At the date which this history has now reached, Sellers was appalled to find that the usual remedy was inoperative, and that Hawkins's low spirits refused absolutely to lift. Something must be done, he reflected; it was heart-breaking, this woe, this smileless misery, this dull despair that looked out from his poor friend's face. Yes, he must be cheered up. He mused a while, then he saw his way. He said in his most conspicuously casual vein:

"Er – uh – by the way, Hawkins, we are feeling disappointed about this thing – the way the materializee is acting, I mean – we are disappointed; you concede that?"

"Concede it? Why, yes, if you like the term."

"Very well; so far, so good. Now for the basis of the feeling. It is not that your heart, your affections are concerned; that is to say, it is not that you want the materializee Itself. You concede that?"

"Yes, I concede that, too – cordially."

"Very well, again; we are making progress. To sum up: The feeling, it is conceded, is not engendered by the mere conduct of the materializee; it is conceded that it does not arise from any pang which the personality of the materializee could assuage. Now then," said the earl, with the light of triumph in his eye, "the inexorable logic of the situation narrows us down to this: our feeling has its source in the money-loss involved. Come – isn't that so?"

"Goodness knows I concede that, with all my heart."

"Very well. When you've found out the source of a disease, you've also found out what remedy is required – just as in this case. In this case money is required. And only money."

The old, old seduction was in that airy, confident tone and those significant words – usually called pregnant words in books. The old answering signs of faith and hope showed up in Hawkins's countenance, and he said:

"Only money? Do you mean that you know a way to—"

"Washington, have you the impression that I have no resources but those I allow the public and my intimate friends to know about?"

"Well, I – er—"

"Is it likely, do you think, that a man moved by nature and taught by experience to keep his affairs to himself and a cautious and reluctant tongue in his head, wouldn't be thoughtful enough to keep a few resources in reserve for a rainy day, when he's got as many as I have to select from?"

"Oh, you make me feel so much better already, Colonel!"

"Have you ever been in my laboratory?"

"Why, no."

"That's it. You see you didn't even know that I had one. Come along. I've got a little trick there that I want to show you. I've kept it perfectly quiet, not fifty people know anything about it. But that's my way, always been my way. Wait till you're ready, that's the idea; and when you're ready, zzip! – let her go!"

"Well, Colonel, I've never seen a man that I've had such unbounded confidence in as you. When you say a thing right out, I always feel as if that ends it; as if that is evidence, and proof, and everything else."

The old earl was profoundly pleased and touched.

"I'm glad you believe in me, Washington; not everybody is so just."

"I always have believed in you; and I always shall as long as I live."

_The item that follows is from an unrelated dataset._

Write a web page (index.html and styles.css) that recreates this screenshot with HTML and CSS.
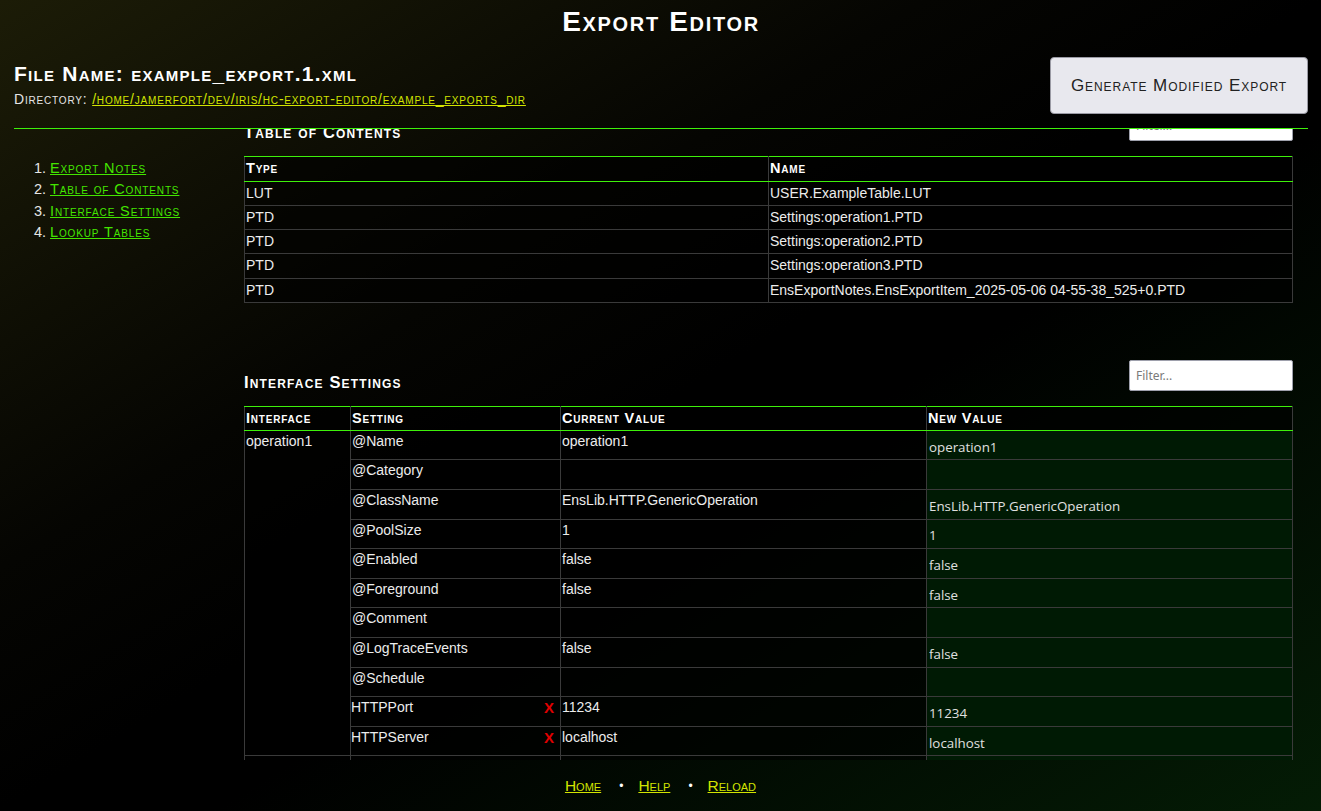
FILE: index.html
```html
<!DOCTYPE html>
<html lang="en">
<head>
<meta charset="utf-8">
<title>Export Editor</title>
<link rel="stylesheet" href="styles.css">
</head>
<body>
<header class="top">
  <h1 class="title">Export Editor</h1>
  <div class="file-row">
    <div class="file-info">
      <h2 class="file-name">File Name: example_export.1.xml</h2>
      <div class="dir">Directory: <a href="#">/home/jamerfort/dev/iris/hc-export-editor/example_exports_dir</a></div>
    </div>
    <button class="gen-btn" type="button">Generate Modified Export</button>
  </div>
</header>
<div class="main">
  <nav class="side-nav">
    <ol>
      <li><a href="#">Export Notes</a></li>
      <li><a href="#">Table of Contents</a></li>
      <li><a href="#">Interface Settings</a></li>
      <li><a href="#">Lookup Tables</a></li>
    </ol>
  </nav>
  <div class="content">
    <div class="scroll">
      <section class="sec">
        <div class="sec-head">
          <h3 class="sec-title">Table of Contents</h3>
          <input class="filter" type="text" placeholder="Filter...">
        </div>
        <table class="grid toc">
          <thead><tr><th>Type</th><th>Name</th></tr></thead>
          <tbody>
            <tr><td>LUT</td><td>USER.ExampleTable.LUT</td></tr>
            <tr><td>PTD</td><td>Settings:operation1.PTD</td></tr>
            <tr><td>PTD</td><td>Settings:operation2.PTD</td></tr>
            <tr><td>PTD</td><td>Settings:operation3.PTD</td></tr>
            <tr><td>PTD</td><td>EnsExportNotes.EnsExportItem_2025-05-06 04-55-38_525+0.PTD</td></tr>
          </tbody>
        </table>
      </section>
      <section class="sec">
        <div class="sec-head">
          <h3 class="sec-title">Interface Settings</h3>
          <input class="filter" type="text" placeholder="Filter...">
        </div>
        <table class="grid iface">
          <colgroup><col class="c1"><col class="c2"><col class="c3"><col></colgroup>
          <thead><tr><th>Interface</th><th>Setting</th><th>Current Value</th><th>New Value</th></tr></thead>
          <tbody>
            <tr><td rowspan="11">operation1</td><td>@Name</td><td>operation1</td><td class="nv"><input type="text" value="operation1"></td></tr>
            <tr><td>@Category</td><td></td><td class="nv"><input type="text" value=""></td></tr>
            <tr><td>@ClassName</td><td>EnsLib.HTTP.GenericOperation</td><td class="nv"><input type="text" value="EnsLib.HTTP.GenericOperation"></td></tr>
            <tr><td>@PoolSize</td><td>1</td><td class="nv"><input type="text" value="1"></td></tr>
            <tr><td>@Enabled</td><td>false</td><td class="nv"><input type="text" value="false"></td></tr>
            <tr><td>@Foreground</td><td>false</td><td class="nv"><input type="text" value="false"></td></tr>
            <tr><td>@Comment</td><td></td><td class="nv"><input type="text" value=""></td></tr>
            <tr><td>@LogTraceEvents</td><td>false</td><td class="nv"><input type="text" value="false"></td></tr>
            <tr><td>@Schedule</td><td></td><td class="nv"><input type="text" value=""></td></tr>
            <tr><td class="setting"><span class="del">X</span>HTTPPort</td><td>11234</td><td class="nv"><input type="text" value="11234"></td></tr>
            <tr><td class="setting"><span class="del">X</span>HTTPServer</td><td>localhost</td><td class="nv"><input type="text" value="localhost"></td></tr>
          </tbody>
          <tbody class="next">
            <tr><td rowspan="3">operation2</td><td>@Name</td><td>operation2</td><td class="nv"><input type="text" value="operation2"></td></tr>
            <tr><td>@Category</td><td></td><td class="nv"><input type="text" value=""></td></tr>
            <tr><td>@ClassName</td><td>EnsLib.HTTP.GenericOperation</td><td class="nv"><input type="text" value="EnsLib.HTTP.GenericOperation"></td></tr>
          </tbody>
        </table>
      </section>
    </div>
  </div>
</div>
<footer class="foot">
  <a href="#">Home</a><span class="dot">•</span><a href="#">Help</a><span class="dot">•</span><a href="#">Reload</a>
</footer>
</body>
</html>
```

FILE: styles.css
```css
html, body {
  margin: 0;
  height: 100%;
}
body {
  display: flex;
  flex-direction: column;
  overflow: hidden;
  color: #e6e6e6;
  font-family: "Liberation Sans", Arial, sans-serif;
  background: linear-gradient(to bottom right, #1c1c07 0%, #050502 35%, #000 50%, #000 58%, #041c05 100%);
}
.top {
  flex: none;
  margin: 0 13px 0 14px;
  padding-bottom: 14px;
  border-bottom: 1px solid #3ef00a;
}
.title {
  margin: 6px 0 0;
  text-align: center;
  font-size: 28px;
  line-height: 32px;
  letter-spacing: 0.06em;
  font-variant: small-caps;
  font-weight: bold;
  color: #fff;
}
.file-row {
  margin-top: 19px;
  display: flex;
  justify-content: space-between;
  align-items: center;
}
.file-info {
  padding-bottom: 3px;
}
.file-name {
  margin: 0;
  font-size: 21px;
  line-height: 24px;
  letter-spacing: 0.06em;
  font-variant: small-caps;
  font-weight: bold;
  color: #fff;
}
.dir {
  margin-top: 5px;
  font-size: 14px;
  line-height: 16px;
  letter-spacing: 0.058em;
  font-variant: small-caps;
  color: #e6e6e6;
}
.dir a {
  color: #d2e400;
}
.gen-btn {
  width: 258px;
  height: 57px;
  background: #e8e8ee;
  border: 1px solid #9a9aa4;
  border-radius: 4px;
  font-family: "Liberation Sans", Arial, sans-serif;
  font-size: 17px;
  letter-spacing: 0.055em;
  font-variant: small-caps;
  color: #222;
  padding: 0;
}
.main {
  flex: 1;
  min-height: 0;
  display: flex;
  padding-left: 14px;
}
.side-nav {
  flex: none;
  width: 230px;
}
.side-nav ol {
  margin: 29px 0 0;
  padding-left: 36px;
  font-size: 14.5px;
  line-height: 21.4px;
  color: #e6e6e6;
}
.side-nav a {
  color: #44e600;
  letter-spacing: 0.06em;
  font-variant: small-caps;
}
.content {
  flex: 1;
  min-width: 0;
  overflow: hidden;
  margin-right: 28px;
}
.scroll {
  margin-top: -19px;
}
.sec {
  margin-bottom: 57px;
}
.sec-head {
  display: flex;
  justify-content: space-between;
  align-items: flex-end;
  margin-bottom: 15px;
}
.sec-title {
  margin: 0;
  font-size: 16.5px;
  line-height: 18px;
  letter-spacing: 0.07em;
  font-variant: small-caps;
  font-weight: bold;
  color: #fff;
}
.filter {
  box-sizing: border-box;
  width: 164px;
  height: 31px;
  border: 1px solid #9ea0ac;
  border-radius: 2px;
  background: #fff;
  padding: 0 6px;
  font-family: "Noto Sans", "Open Sans", sans-serif;
  font-size: 12px;
}
.filter::placeholder {
  color: #7a7a7a;
}
.grid {
  width: 100%;
  border-collapse: collapse;
  table-layout: fixed;
  background: rgba(0, 0, 0, 0.6);
  font-size: 14px;
}
.grid th {
  text-align: left;
  font-variant: small-caps;
  font-weight: bold;
  font-size: 14.5px;
  letter-spacing: 0.055em;
  color: #fff;
  padding: 3px 1px;
  line-height: 17.6px;
  border: 1px solid #3a3a3a;
  border-top: 1px solid #3ef00a;
  border-bottom: 1px solid #3ef00a;
}
.iface th {
  line-height: 17px;
}
.grid td {
  border: 1px solid #3a3a3a;
  vertical-align: top;
  padding: 3px 1px;
  line-height: 17.25px;
  color: #ececec;
}
.iface .c1 { width: 106px; }
.iface .c2 { width: 210px; }
.iface .c3 { width: 366px; }
.iface td {
  padding: 2px 1px;
}
.iface td.nv {
  padding: 0 1px;
  background: #001a04;
  vertical-align: middle;
}
.nv input {
  display: block;
  box-sizing: border-box;
  width: 100%;
  height: 28.6px;
  margin: 0;
  padding: 3px 1px 0;
  border: none;
  background: transparent;
  color: #e0e0e0;
  font-family: "Open Sans", "Noto Sans", sans-serif;
  font-size: 13.333px;
}
.del {
  float: right;
  margin-right: 5px;
  color: #e00000;
  font-weight: bold;
  font-size: 15px;
}
.setting {
  padding-left: 0 !important;
}
.next tr:first-child td {
  border-top: 1px solid #4f8f3f;
}
.foot {
  flex: none;
  height: 51px;
  display: flex;
  justify-content: center;
  align-items: center;
  font-size: 15.5px;
  font-variant: small-caps;
}
.foot a {
  color: #d2e400;
}
.dot {
  color: #fff;
  margin: 0 15px 0 18px;
  font-size: 12px;
}
```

"Thank you, my boy. You shan't repent it. And you can't." Arrived in the "laboratory," the earl continued, "Now, cast your eye around this room – what do you see? Apparently a junk-shop; apparently a hospital connected with a patent office – in reality, the mines of Golconda in disguise! Look at that thing there. Now what would you take that thing to be?"

"I don't believe I could ever imagine."

"Of course you couldn't. It's my grand adaptation of the phonograph to the marine service. You store up profanity in it for use at sea. You know that sailors don't fly around worth a cent unless you swear at them – so the mate that can do the best job of swearing is the most valuable man. In great emergencies his talent saves the ship. But a ship is a large thing, and he can't be everywhere at once; so there have been times when one mate has lost a ship which could have been saved if they had had a hundred. Prodigious storms, you know. Well, a ship can't afford a hundred mates; but she can afford a hundred Cursing Phonographs, and distribute them all over the vessel – and there, you see, she's armed at every point. Imagine a big storm, and a hundred of my machines all cursing away at once – splendid spectacle, splendid! – you couldn't hear yourself think. Ship goes through that storm perfectly serene – she's just as safe as she'd be on shore."